33. It follows from the above that the transaction is unlikely to significantly impede effective competition in the non-life insurance sector in general or in any of its segments in Belgium.

VI. Conclusion

34. For the above reasons, the Commission has decided not to oppose the notified operation and to declare it compatible with the common market and with the EEA Agreement. This decision is adopted in application of Article 6(1)(b) of Council Regulation (EC) No 139/2004.

For the Commission

signed

Louis MICHEL

Member of the Commission

[1] OJ L 24, 29.01.04, p.1

[2] Turnover calculated in accordance with Article 5(1) of the Merger Regulation and the Commission Notice on the calculation of turnover (OJ C66, 2.3.1998, p25).

[3] See Case No. COMP/M.2676 – Sampo/Varma/If Holdings/JV, Decision 18/12/2001; Case No. COMP/M.2400, Dexia/Artesia, Decision 14/06/2001; Case No. COMP/M.2225, Fortis/ASR, Decision 13/12/2000; Case No. COMP/M.1989, Winterthur/Colonial, Decision 09/06/2000; Case No. COMP/M.1886, CGU/Norwich Union, Decision 13/04/2000; Case No. COMP/M.1910, Meritanordbanken/Unidanmark, Decision 10/04/2000; Case No. COMP/M.1816, Churchill Insurance Group/Hig Holdings, Decision 02/02/2000; Case No. COMP/M.1777, CGU/Hibernian, Decision 18/01/2000.

[4] See Case No. M.2676 Sampo/Vama/IF Holding/JV Decision 18/12/2001; Case No. COMP/M.2400, Dexia/Artesia, Decision 14/06/2001; Case No. COMP/M.1453, AXA/GRE, Decision 8/4/1999; Case COMP/M.2343, Toro Assicurazioni/Lloyd Italico, Decision 15/03/2001; Case No. COMP/M.2225, Fortis/ASR, Decision 13/12/2000; Case No. COMP/M.1886, CGU/Norwich Union, Decision 13/04/2000; Case COMP/M.1712, Generali/INA, Decision 12/01/2000.

[5] Case No. COMP/M.2676, Sampo/Varma Sampo/IF Holding/JV, Decision 18/12/2001; Case No. IV/M. 3556, Fortis/BCP; Case COMP/M.2491, Sampo Storebrand Decision 27/07/2001; Case No. COMP/M.1989, Winterthur/Colonial, Decision 09/06/2000; Case No. COMP/M.1886, CGU/Norwich Union, Decision 13/04/2000; Case COMP/M.1712, Generali/INA, Decision 12/01/2000.

[6] Case No. COMP/M. 4055 Talanx/Gerling,, Decision 05/04/2006, Case No. COMP/M.3446. Unica/Mannheimer, Decision 28/06/04.

[7] The market investigation focused on the Belgian insurance market, where the present operation gives raise to affected markets.

[8] See Case No. COMP/M.3395 – Sampo/If Skadeförsäkring, Decision 28/04/2004; Case No.
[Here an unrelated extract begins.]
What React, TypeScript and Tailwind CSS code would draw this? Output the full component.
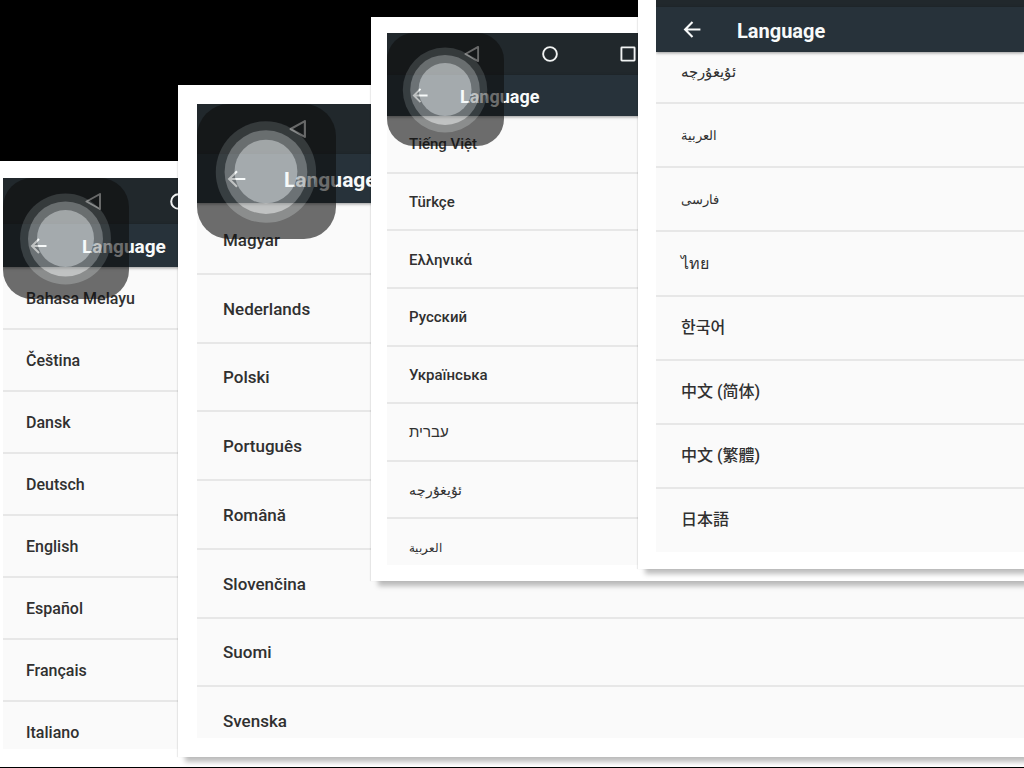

COMP/M.1307 – Marsh & McLennan/Sedgwick, Decision 23/10/1999.

[9] See Case No. IV/M.759, Sun Alliance/Royal Insurance, Decision 18/06/1996; Case COMP/M.2343, Toro Assicurazioni/Lloyd Italico, Decision 15/03/2001.

[10] See Case No. COMP/M.1307 – Marsh & McLennan/Sedgwick, Decision 23/10/1999; Case No. COMP/M.2225, Fortis/ASR, Decision 13/12/2000.

[11] Market share data for 2005 from the insurance regulator in Luxembourg (Commissariat aux Assurances) are not yet available.

[12] Market share data for 2005 are not yet final but the data already available from Union professionnelle des entreprises d'assurances belges (Assuralia) show that market shares remain largely similar to those of 2004.

[13] See Guidelines on the assessment of horizontal mergers under the Council Regulation on the control of concentration between undertakings (“Horizontal Guidelines”, OJ C31, 5.2.2004, p5), recital 18. An indication that a concentration is not liable to impede effective competition exists when the market share of the undertakings concerned does not exceed 25% either in the common market or in a substantial part of it.

[14] According to the parties’ estimates, in two of the eight segments, which are (vi) liability insurance (vii) legal protection insurance, the post-merger Herfindahl-Hirschmann Index (HHI) in 2004 is below 1000. According to the Horizontal Guidelines, recital 19 these markets are unlikely to raise competition concerns and do not normally require extensive analysis. In the segments for (i) accident & health insurance, (v) insurance against fire and other damage to property and (viii) transport insurance, the post-merger HHI is between 1000 and 2000 and the delta below 250 and none of the caveat factors seems to apply (Horizontal Guidelines, recital 20). Finally, in the three segments where the parties’ combined markets shares are above 25%, i.e. (ii) workers’ compensation, (iii) third party liability (“TPL”) motor insurance and (iv) non-TPL motor insurance, the post-merger HHI is between 1000 and 2000 and the delta ranges from 320 and 380.

[15] See Case No. COMP/M. 862 AXA/UAP Decision of 20/12/1996, Case No. COMP/M. 1193 AXA/Royal Belge Decision of 12/06/1998.